解読 申出候付、一同立會残り荷物封印かけ

    船中合番等厳敷申付、村役人打廻り

読み 申し出で候に付き、一同立ち会い残り荷物かけ

    船中合い番等厳しく申し付け、村役人打ち廻り

解説 最初のPの様に見える字は「申す」です。「申出候付」。「出」の次は「候」。「候に付き」と読みます。 「會」は「会」の旧字体。 「残り」この字もちょっと読めません。難読文字の一つです。 「荷物」・・・「物」は若干消えています。 「封印」・・・封をかけて、割り印を押すこと。 「舩中」・・・「舩」もかすれていて読みにくいです。 「合番」・・・『あいばん』一緒に番をする事。
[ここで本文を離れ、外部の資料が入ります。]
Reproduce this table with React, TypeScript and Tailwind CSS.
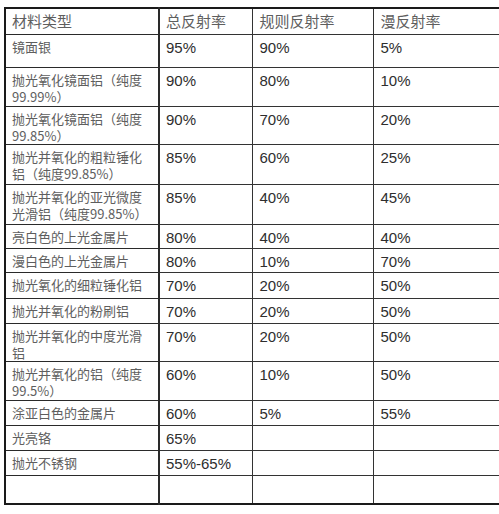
import React from 'react';

type Row = {
  name: React.ReactNode;
  total: string;
  specular: string;
  diffuse: string;
  h: number;
};

const rows: Row[] = [
  { name: '镜面银', total: '95%', specular: '90%', diffuse: '5%', h: 33 },
  { name: <>抛光氧化镜面铝（纯度<br />99.99%）</>, total: '90%', specular: '80%', diffuse: '10%', h: 39 },
  { name: <>抛光氧化镜面铝（纯度<br />99.85%）</>, total: '90%', specular: '70%', diffuse: '20%', h: 37 },
  { name: <>抛光并氧化的粗粒锤化<br />铝（纯度99.85%）</>, total: '85%', specular: '60%', diffuse: '25%', h: 40 },
  { name: <>抛光并氧化的亚光微度<br />光滑铝（纯度99.85%）</>, total: '85%', specular: '40%', diffuse: '45%', h: 40 },
  { name: '亮白色的上光金属片', total: '80%', specular: '40%', diffuse: '40%', h: 24 },
  { name: '漫白色的上光金属片', total: '80%', specular: '10%', diffuse: '70%', h: 24 },
  { name: '抛光氧化的细粒锤化铝', total: '70%', specular: '20%', diffuse: '50%', h: 26 },
  { name: '抛光并氧化的粉刷铝', total: '70%', specular: '20%', diffuse: '50%', h: 25 },
  { name: <>抛光并氧化的中度光滑<br />铝</>, total: '70%', specular: '20%', diffuse: '50%', h: 38 },
  { name: <>抛光并氧化的铝（纯度<br />99.5%）</>, total: '60%', specular: '10%', diffuse: '50%', h: 39 },
  { name: '涂亚白色的金属片', total: '60%', specular: '5%', diffuse: '55%', h: 25 },
  { name: '光亮铬', total: '65%', specular: '', diffuse: '', h: 25 },
  { name: '抛光不锈钢', total: '55%-65%', specular: '', diffuse: '', h: 25 },
  { name: '', total: '', specular: '', diffuse: '', h: 29 },
];

const cn = "[font-family:'Noto_Sans_CJK_SC','Liberation_Sans',sans-serif] text-[13px] leading-[17px] text-[#5e5e5e]";
const num = "[font-family:'Liberation_Sans','Noto_Sans_CJK_SC',sans-serif] text-[15px] leading-[17px] text-[#2e2e2e]";

export default function App() {
  return (
    <div className="h-[514px] w-[499px] bg-white pl-[4px] pt-[7px]">
      <table className="w-[495px] table-fixed border-collapse border-2 border-[#1a1a1a]">
        <colgroup>
          <col className="w-[154px]" />
          <col className="w-[93px]" />
          <col className="w-[121px]" />
          <col className="w-[127px]" />
        </colgroup>
        <thead>
          <tr className="h-[26px]">
            <th className="border-r-2 border-b border-[#2a2a2a] pl-[6px] text-left align-middle font-normal [font-family:'Noto_Sans_CJK_SC',sans-serif] text-[15px] leading-[18px] text-[#5e5e5e]">
              材料类型
            </th>
            <th className="border-r border-b border-[#333] pl-[6px] text-left align-middle font-normal [font-family:'Noto_Sans_CJK_SC',sans-serif] text-[15px] leading-[18px] text-[#5e5e5e]">
              总反射率
            </th>
            <th className="border-r border-b border-[#333] pl-[7px] text-left align-middle font-normal [font-family:'Noto_Sans_CJK_SC',sans-serif] text-[15px] leading-[18px] text-[#5e5e5e]">
              规则反射率
            </th>
            <th className="border-b border-[#333] pl-[7px] text-left align-middle font-normal [font-family:'Noto_Sans_CJK_SC',sans-serif] text-[15px] leading-[18px] text-[#5e5e5e]">
              漫反射率
            </th>
          </tr>
        </thead>
        <tbody>
          {rows.map((r, i) => (
            <tr key={i} style={{ height: r.h }}>
              <td className={`border-r-2 border-b border-[#2a2a2a] pl-[6px] pt-[3px] align-top ${cn}`}>
                {r.name}
              </td>
              <td
                className={`border-r border-b border-[#333] pl-[6px] pt-[4px] align-top ${num} ${
                  r.total.length > 4 ? 'text-[13px]' : ''
                }`}
              >
                {r.total}
              </td>
              <td className={`border-r border-b border-[#333] pl-[7px] pt-[4px] align-top ${num}`}>
                {r.specular}
              </td>
              <td className={`border-b border-[#333] pl-[7px] pt-[4px] align-top ${num}`}>{r.diffuse}</td>
            </tr>
          ))}
        </tbody>
      </table>
    </div>
  );
}
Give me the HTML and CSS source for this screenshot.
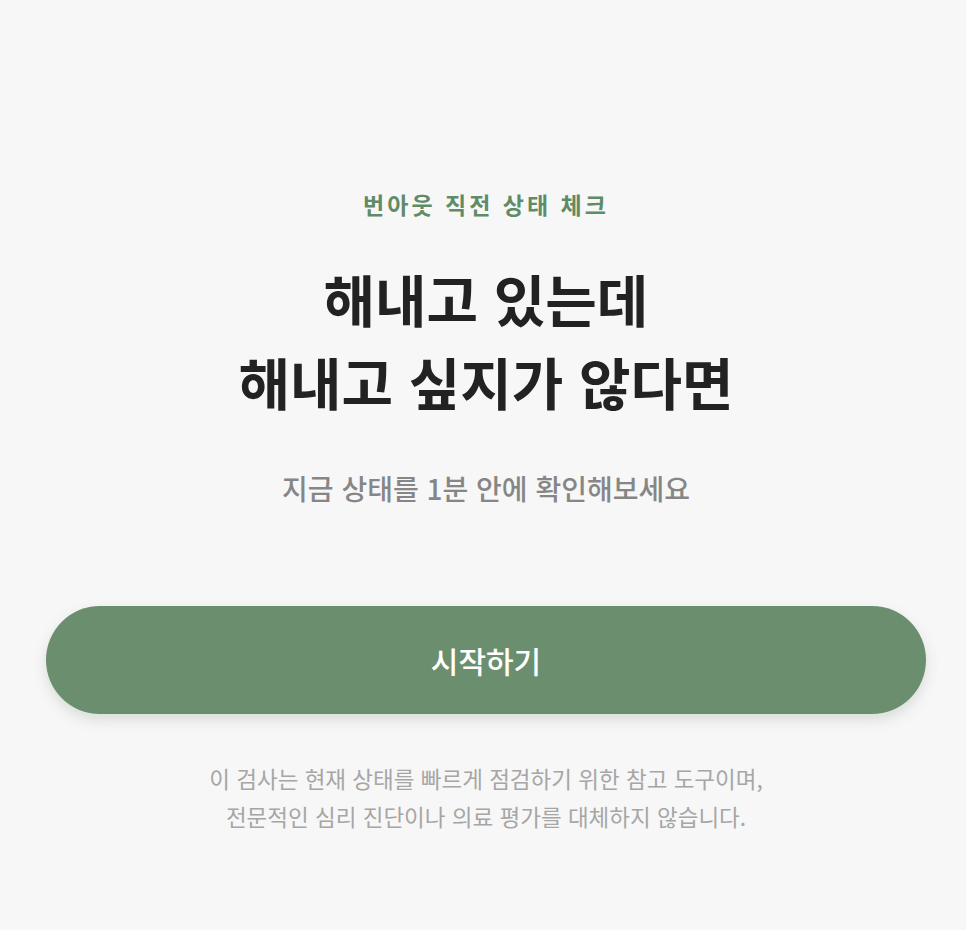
FILE: index.html
```html
<!DOCTYPE html>
<html lang="ko">
<head>
    <meta charset="UTF-8">
    <meta name="viewport" content="width=device-width, initial-scale=1.0">
    <title>번아웃 직전 상태 체크</title>
    <link rel="stylesheet" href="styles.css">
</head>
<body>
    <main class="intro">
        <p class="eyebrow">번아웃 직전 상태 체크</p>

        <h1 class="headline">해내고 있는데<br>해내고 싶지가 않다면</h1>

        <p class="subtitle">지금 상태를 1분 안에 확인해보세요</p>

        <button type="button" class="btn-start">시작하기</button>

        <p class="notice">
            이 검사는 현재 상태를 빠르게 점검하기 위한 참고 도구이며,<br>
            전문적인 심리 진단이나 의료 평가를 대체하지 않습니다.
        </p>
    </main>
</body>
</html>
```

FILE: styles.css
```css
* {
    margin: 0;
    padding: 0;
    box-sizing: border-box;
}

body {
    font-family: "Noto Sans CJK KR", "Noto Sans", sans-serif;
    background: #f7f7f7;
    min-height: 100vh;
}

.intro {
    display: flex;
    flex-direction: column;
    align-items: center;
    text-align: center;
    padding: 189px 40px 0 46px;
}

.eyebrow {
    color: #5f8b66;
    font-size: 23px;
    font-weight: 700;
    line-height: 31px;
    letter-spacing: 3px;
}

.headline {
    margin-top: 36px;
    color: #222;
    font-size: 56px;
    font-weight: 700;
    line-height: 83px;
}

.subtitle {
    margin-top: 48px;
    color: #868686;
    font-size: 28px;
    font-weight: 500;
    line-height: 36px;
}

.btn-start {
    margin-top: 100px;
    width: 880px;
    height: 108px;
    border: none;
    border-radius: 54px;
    background: #6b8f6e;
    color: #fff;
    font-family: inherit;
    font-size: 30px;
    font-weight: 500;
    box-shadow: 0 6px 14px rgba(60, 90, 64, 0.16);
    cursor: pointer;
}

.notice {
    margin-top: 45px;
    color: #a6a6a6;
    font-size: 22.5px;
    font-weight: 400;
    line-height: 38px;
}
```
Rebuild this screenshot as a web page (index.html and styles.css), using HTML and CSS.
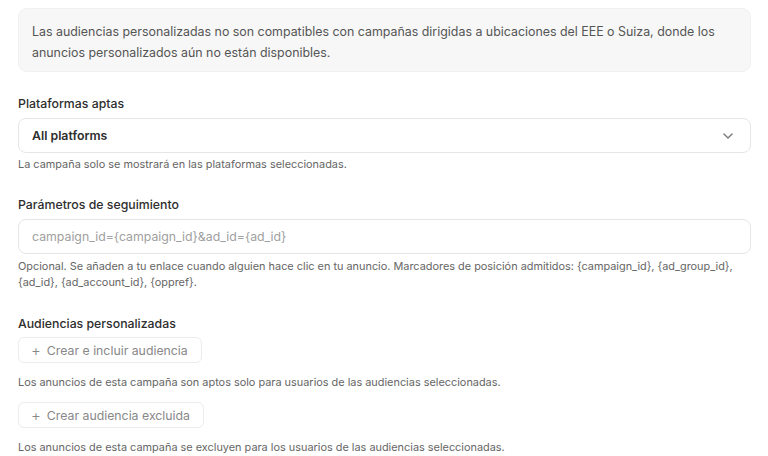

相番。 「ホ」の様な字は「等」の崩し字です。 「厳敷」・・・厳しく。 その次はかすれていますが、「申し付け」。 「村役人」・・・前ページにも出ました。 「打ち廻り」・・・「打ち」は接頭語で、語勢を強める。


第十一章 濱着口上書・その四十四

2012年06月26日 07時25分39秒 | 古文書の初歩

 

 

 

 

今日は一行で、文もやさしく、一休みというところです。

濱着口上書第十二ページ、上の画像の七行目

解読 聞糺候處、前書之通り相違無之由

読み 聞き糺し候処、前書の通り相違これ無き由

解説 「聞」と言う字も想像出来ない崩し方です。形で覚える字。 「糺」・・・ただす。「質す」と同じ言葉です。 次の小さい縦棒は「候」で、続いて「處」。「處」の崩し方も特徴が有ります。形で覚えるにしても、覚えやすい字と言えます。 「相違無之」・・・相違これ無き。